I don’t understand your comment. Normally one uses weights equal to 1/variance and then renormalize by dividing by the sum of the weights. So to me it makes no sense to assign a zero weight to the so-called volatile items. People buy food and energy and the CPI should reflect price increases.
lolwut?
Define inflation b/c you seem to be substituting the symptoms, rising price, with the true definition; increased money supply. If we suddenly have an additional increase in the amount of money sloshing around then the existing money loses value to the level of the increase in supply of money. More $ chasing goods is inflation. The price increases are the signal that shows the effect.
Every retail level increase in price has multiple reasons behind it. Are some of these price signals more volatile than others? Sure, but that doesn’t mean they don’t exist or that we should ignore them. Why not include them into the measurement as a 90 day or 180 day rolling average to smooth out the spikes? Heck do that with all of the inputs and create a true CPI based on what the kitchen table economics of the average person looks like.
The high interest rates are themselves the Fed removing dollars from circulation. It’s not a double curse but a problem and its solution.
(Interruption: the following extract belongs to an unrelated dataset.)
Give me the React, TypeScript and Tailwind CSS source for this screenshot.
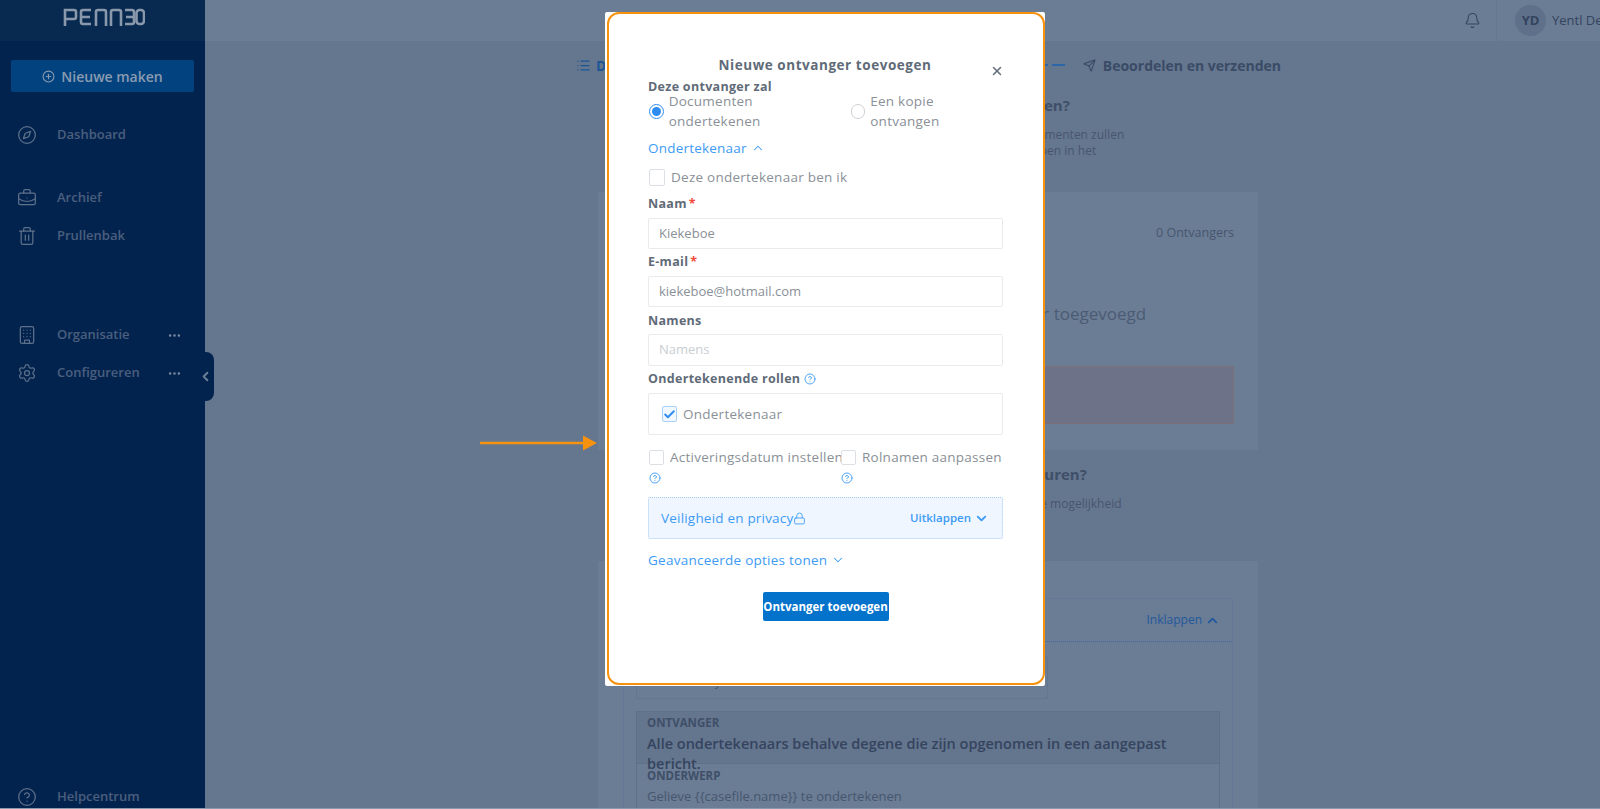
import React from "react";
import {
  Bell,
  BriefcaseBusiness,
  Building,
  Check,
  ChevronDown,
  ChevronLeft,
  ChevronUp,
  CircleHelp,
  CirclePlus,
  Compass,
  Ellipsis,
  List,
  Lock,
  Send,
  Settings,
  Trash2,
  X,
} from "lucide-react";

const Logo = () => (
  <svg width="82" height="18" viewBox="0 0 82 18" fill="none" stroke="#8a98ab" strokeWidth="2.6">
    <path d="M2 18V2h9a2 2 0 0 1 2 2v5a2 2 0 0 1-2 2H2" />
    <path d="M28 2h-8a2 2 0 0 0-2 2v10a2 2 0 0 0 2 2h8M18 9h9" />
    <path d="M33 18V4a2 2 0 0 1 2-2h6a2 2 0 0 1 2 2v14" />
    <path d="M48 18V4a2 2 0 0 1 2-2h6a2 2 0 0 1 2 2v14" />
    <path d="M62 2h7a2 2 0 0 1 2 2v10a2 2 0 0 1-2 2h-7M63 9h7" />
    <rect x="73.5" y="2" width="7.5" height="14" rx="3" />
  </svg>
);

const NavItem = ({
  icon,
  label,
  more,
  className,
}: {
  icon: React.ReactNode;
  label: string;
  more?: boolean;
  className?: string;
}) => (
  <div className={`flex h-5 items-center text-[13px] font-semibold text-[#4a5f7d] ${className ?? ""}`}>
    <span className="flex w-[57px] justify-center pl-[10px] pr-[13px] text-[#5d7089]">{icon}</span>
    <span>{label}</span>
    {more && <Ellipsis size={15} className="ml-auto mr-[23px] text-[#7a899d]" />}
  </div>
);

const Sidebar = () => (
  <aside className="relative z-10 flex w-[205px] shrink-0 flex-col bg-[#03234f]">
    <div className="flex h-[41px] items-center justify-center bg-[#082a50] pb-[8px] pl-[2px]">
      <Logo />
    </div>
    <button className="mx-[11px] mt-[19px] flex h-[32px] items-center justify-center gap-[6px] rounded-[2px] bg-[#02437f] text-[14px] font-semibold text-[#8a9bb0]">
      <CirclePlus size={13} />
      Nieuwe maken
    </button>
    <NavItem className="mt-[33px]" icon={<Compass size={20} strokeWidth={1.5} />} label="Dashboard" />
    <NavItem className="mt-[43px]" icon={<BriefcaseBusiness size={20} strokeWidth={1.5} />} label="Archief" />
    <NavItem className="mt-[18px]" icon={<Trash2 size={20} strokeWidth={1.5} />} label="Prullenbak" />
    <NavItem className="mt-[79px]" icon={<Building size={20} strokeWidth={1.5} />} label="Organisatie" more />
    <NavItem className="mt-[18px]" icon={<Settings size={20} strokeWidth={1.5} />} label="Configureren" more />
    <NavItem className="mt-auto mb-[1px]" icon={<CircleHelp size={20} strokeWidth={1.5} />} label="Helpcentrum" />
    <div className="absolute left-[196px] top-[352px] flex h-[49px] w-[18px] items-center justify-center rounded-r-[8px] bg-[#03234f] text-[#6d7f97]">
      <ChevronLeft size={15} strokeWidth={3} />
    </div>
  </aside>
);

const TopBar = () => (
  <header className="flex h-[41px] shrink-0 items-center bg-[#6b7d95]">
    <Bell size={17} strokeWidth={1.5} className="ml-auto text-[#34445e]" />
    <div className="ml-[15px] flex h-full items-center gap-[6px] border-l border-[#65768f] pl-[18px]">
      <span className="flex h-[31px] w-[31px] items-center justify-center rounded-full bg-[#5f708a] text-[13px] font-bold text-[#34445e]">
        YD
      </span>
      <span className="w-[48px] overflow-hidden whitespace-nowrap text-[13px] text-[#34445e]">Yentl De Smet</span>
    </div>
  </header>
);

const BackgroundContent = () => (
  <div className="ml-[393px] w-[660px] text-[#3f4f68]">
    <div className="relative -left-[22px] mt-[12px] flex h-[24px] w-[705px] items-center text-[14px] font-bold text-[#1a5596]">
      <List size={15} className="mr-[5px]" />
      <span>Documenten</span>
      <div className="ml-auto mr-[18px] flex gap-[4px]">
        <span className="h-[2px] w-[13px] bg-[#2a66a8]" />
        <span className="h-[2px] w-[13px] bg-[#2a66a8]" />
      </div>
      <Send size={13} className="mr-[7px] text-[#3a4b66]" />
      <span className="text-[#3a4b66]">Beoordelen en verzenden</span>
    </div>
    <h2 className="mt-[17px] h-[22px] text-center text-[15px] font-bold leading-[22px]">Wie moet de documenten ontvangen?</h2>
    <p className="mt-[11px] text-center text-[12px] leading-[16px] text-[#47566e]">
      De ontvangers kunnen de documenten zien, en de documenten zullen
      <br />
      worden verzonden naar iedereen die toegang hebben in het
    </p>
    <section className="mt-[33px] h-[258px] bg-[#6b7d95] px-[24px] pt-[33px]">
      <div className="h-[16px] text-right text-[12.5px] leading-[16px] text-[#47566e]">0 Ontvangers</div>
      <div className="mt-[60px] h-[26px] text-center text-[17px] leading-[26px] text-[#4c5b74]">
        Er zijn nog geen ontvangers aan dit dossier toegevoegd
      </div>
      <div className="mt-[39px] h-[58px] rounded-[2px] border border-[#7d6f77] bg-[#6e7289]" />
    </section>
    <h2 className="mt-[13px] h-[22px] text-center text-[15px] font-bold leading-[22px]">Welke berichten wilt u ontvangers sturen?</h2>
    <p className="mt-[11px] text-center text-[12px] leading-[16px] text-[#47566e]">
      U kunt een bericht instellen en de ontvangers krijgen de mogelijkheid
      <br />
      om het bericht aan te passen als ze
    </p>
    <section className="mt-[33px] h-[300px] bg-[#6b7d95] px-[25px] pt-[37px]">
      <div className="h-[280px] rounded-t-[2px] border-x border-t border-[#64779a]">
        <div className="flex h-[43px] items-center justify-end gap-[3px] border-b border-dotted border-[#3f6a9f] pr-[12px] text-[12px] text-[#22589c]">
          Inklappen
          <ChevronUp size={15} strokeWidth={3} />
        </div>
        <div className="px-[12px] pt-[15px]">
          <div className="flex h-[42px] w-[412px] items-center rounded-[2px] border border-[#64758e] px-[10px] pt-[8px] text-[13px] text-[#47566e]">
            Standaardsjabloon
          </div>
          <div className="mt-[12px] border border-[#5f7189]">
            <div className="h-[51px] bg-[#64758e] px-[10px] pt-[3px]">
              <div className="h-[16px] text-[11.5px] font-bold leading-[16px]">ONTVANGER</div>
              <div className="mt-[3px] text-[14.5px] font-semibold leading-[20px] text-[#35445e]">
                Alle ondertekenaars behalve degene die zijn opgenomen in een aangepast bericht.
              </div>
            </div>
            <div className="h-[60px] border-t border-[#5f7189] px-[10px] pt-[4px]">
              <div className="h-[16px] text-[11.5px] font-bold leading-[16px]">ONDERWERP</div>
              <div className="mt-[3px] text-[13px] leading-[18px] text-[#47566e]">Gelieve {"{{casefile.name}}"} te ondertekenen</div>
            </div>
          </div>
        </div>
      </div>
    </section>
  </div>
);

const FieldLabel = ({ children, required, className }: { children: React.ReactNode; required?: boolean; className?: string }) => (
  <div className={`flex h-[18px] items-center gap-[2px] text-[12.5px] font-bold leading-[18px] tracking-[0.3px] text-[#5f6b78] ${className ?? ""}`}>
    {children}
    {required && <span className="text-[#f2493a]">*</span>}
  </div>
);

const TextField = ({ value, placeholder, className }: { value?: string; placeholder?: boolean; className?: string }) => (
  <div
    className={`flex items-center rounded-[2px] border border-[#e8eaec] px-[10px] text-[13px] ${
      placeholder ? "text-[#c9ced3]" : "text-[#8a9097]"
    } ${className ?? ""}`}
  >
    {value}
  </div>
);

const Box = ({ checked, className }: { checked?: boolean; className?: string }) => (
  <span
    className={`flex shrink-0 items-center justify-center rounded-[2px] border ${
      checked ? "border-[#a8d0f8] bg-[#f2f8ff]" : "border-[#dcdfe3] bg-white"
    } ${className ?? ""}`}
  >
    {checked && <Check size={13} strokeWidth={3.5} className="text-[#2f8cf0]" />}
  </span>
);

const Help = ({ className }: { className?: string }) => (
  <CircleHelp size={12} strokeWidth={1.8} className={`text-[#3d9bf5] ${className ?? ""}`} />
);

const RecipientModal = () => (
  <div className="absolute left-[605px] top-[12px] z-20 h-[674px] w-[440px] rounded-[2px] bg-white pl-[43px] pr-[42px] pt-[42px] font-['Open_Sans',sans-serif]">
    <h1 className="h-[22px] pr-[1px] text-center text-[13.5px] font-bold leading-[22px] tracking-[0.55px] text-[#5f6b78]">
      Nieuwe ontvanger toevoegen
    </h1>
    <X size={14} strokeWidth={2.5} className="absolute left-[385px] top-[52px] text-[#5f6b78]" />
    <FieldLabel className="mt-[2px]">Deze ontvanger zal</FieldLabel>
    <div className="mt-[5px] flex h-[20px] items-center text-[13.5px] tracking-[0.25px] text-[#8a9097]">
      <span className="ml-[1px] mr-[5px] flex h-[15px] w-[15px] items-center justify-center rounded-full border-[1.5px] border-[#2f8cf0]">
        <span className="h-[9px] w-[9px] rounded-full bg-[#2f8cf0]" />
      </span>
      <span>Documenten ondertekenen</span>
      <span className="ml-[7px] mr-[5px] h-[15px] w-[15px] rounded-full border-[1.5px] border-[#ccd0d4]" />
      <span>Een kopie ontvangen</span>
    </div>
    <div className="mt-[17px] flex h-[20px] items-center gap-[4px] text-[13.5px] tracking-[0.2px] text-[#3d9bf5]">
      Ondertekenaar
      <ChevronUp size={14} strokeWidth={1.8} />
    </div>
    <div className="mt-[9px] flex h-[20px] items-center text-[13.5px] tracking-[0.25px] text-[#8a9097]">
      <Box className="ml-[1px] mr-[6px] h-[17px] w-[16px]" />
      Deze ondertekenaar ben ik
    </div>
    <FieldLabel required className="mt-[8px]">Naam</FieldLabel>
    <TextField value="Kiekeboe" className="mt-[5px] h-[31px]" />
    <FieldLabel required className="mt-[4px]">E-mail</FieldLabel>
    <TextField value="kiekeboe@hotmail.com" className="mt-[5px] h-[31px]" />
    <FieldLabel className="mt-[5px]">Namens</FieldLabel>
    <TextField value="Namens" placeholder className="mt-[4px] h-[32px]" />
    <FieldLabel className="mt-[4px]">
      Ondertekenende rollen
      <Help className="ml-[2px]" />
    </FieldLabel>
    <div className="mt-[5px] flex h-[42px] items-center rounded-[2px] border border-[#e8eaec] pl-[13px] text-[13.5px] tracking-[0.25px] text-[#8a9097]">
      <Box checked className="mr-[6px] h-[16px] w-[15px]" />
      Ondertekenaar
    </div>
    <div className="mt-[12px] grid grid-cols-[192px_1fr] text-[13.5px] tracking-[0.25px] text-[#8a9097]">
      {["Activeringsdatum instellen", "Rolnamen aanpassen"].map((label) => (
        <div key={label}>
          <div className="flex h-[20px] items-center whitespace-nowrap">
            <Box className="ml-[1px] mr-[6px] h-[15px] w-[15px]" />
            {label}
          </div>
          <Help className="ml-[1px] mt-[5px]" />
        </div>
      ))}
    </div>
    <div className="mt-[13px] flex h-[42px] items-center rounded-[2px] border border-dotted border-[#a9cdf2] bg-[#eff6ff] pl-[12px] pr-[13px] text-[#3d9bf5]">
      <span className="text-[13.5px] tracking-[0.2px]">Veiligheid en privacy</span>
      <Lock size={13} strokeWidth={1.6} />
      <span className="ml-auto text-[11.5px] font-semibold">Uitklappen</span>
      <ChevronDown size={15} strokeWidth={3} className="ml-[3px]" />
    </div>
    <div className="mt-[11px] flex h-[20px] items-center gap-[4px] text-[13.5px] tracking-[0.25px] text-[#3d9bf5]">
      Geavanceerde opties tonen
      <ChevronDown size={14} strokeWidth={1.8} />
    </div>
    <button className="mx-auto mt-[22px] flex h-[29px] w-[126px] items-center justify-center rounded-[2px] bg-[#0272cb] text-[11.5px] font-bold text-white">
      Ontvanger toevoegen
    </button>
    <div className="pointer-events-none absolute bottom-[1.5px] left-[1.5px] right-0 top-0 rounded-[12px] border-[2.5px] border-[#f7920f]" />
  </div>
);

const Arrow = () => (
  <svg className="absolute left-[480px] top-[434px] z-20" width="118" height="18" viewBox="0 0 118 18">
    <path d="M0 9h104" stroke="#f7920f" strokeWidth="2.5" />
    <path d="M103 1.5 117 9l-14 7.5z" fill="#f7920f" />
  </svg>
);

export default function App() {
  return (
    <div className="relative flex h-screen overflow-hidden border-b border-[#8a99ad] bg-[#65768f] font-['Open_Sans',sans-serif]">
      <Sidebar />
      <main className="min-w-0 flex-1 overflow-hidden">
        <TopBar />
        <BackgroundContent />
      </main>
      <Arrow />
      <RecipientModal />
    </div>
  );
}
removing after flooding the market
just like everything else lefty does:
letting in 20 million illegals then shipping out 1 million
it never stops as lefty is a narcissist
Beware of seasonal adjustment as done by many government agencies. They used to use a package called X-11 which used the Box-Jenkins times series methodology. While Box was a brilliant statistician his method does not do seasonal adjustment quite right. That’s why you see the seasonal adjustment fixed a few months later. Now BLS and other agencies use X-13, a successor package to X-11. One of my friends did a sabbatical in the 1980s and showed either BLS or Census the right way to do seasonal adjustment avoiding the need to revise. He used methods developed by Akaike and Kitagawa. Alas it made no difference and government still does it incorrectly thus you almost always see the numbers revised months later. The revisions can be large even reversing the sign of the change.
There are better lines of attack than 2.9% v 3.2% inflation. This is just stupid. Is it deflation you want? Ask Japan.
I live in the SF Bay Area … my food costs are up 151% YOY (from 1454.79 in 2022 to 3654.85 in 2023) … and I’m just a single guy with a couple of pets who buys as many sale items as I can.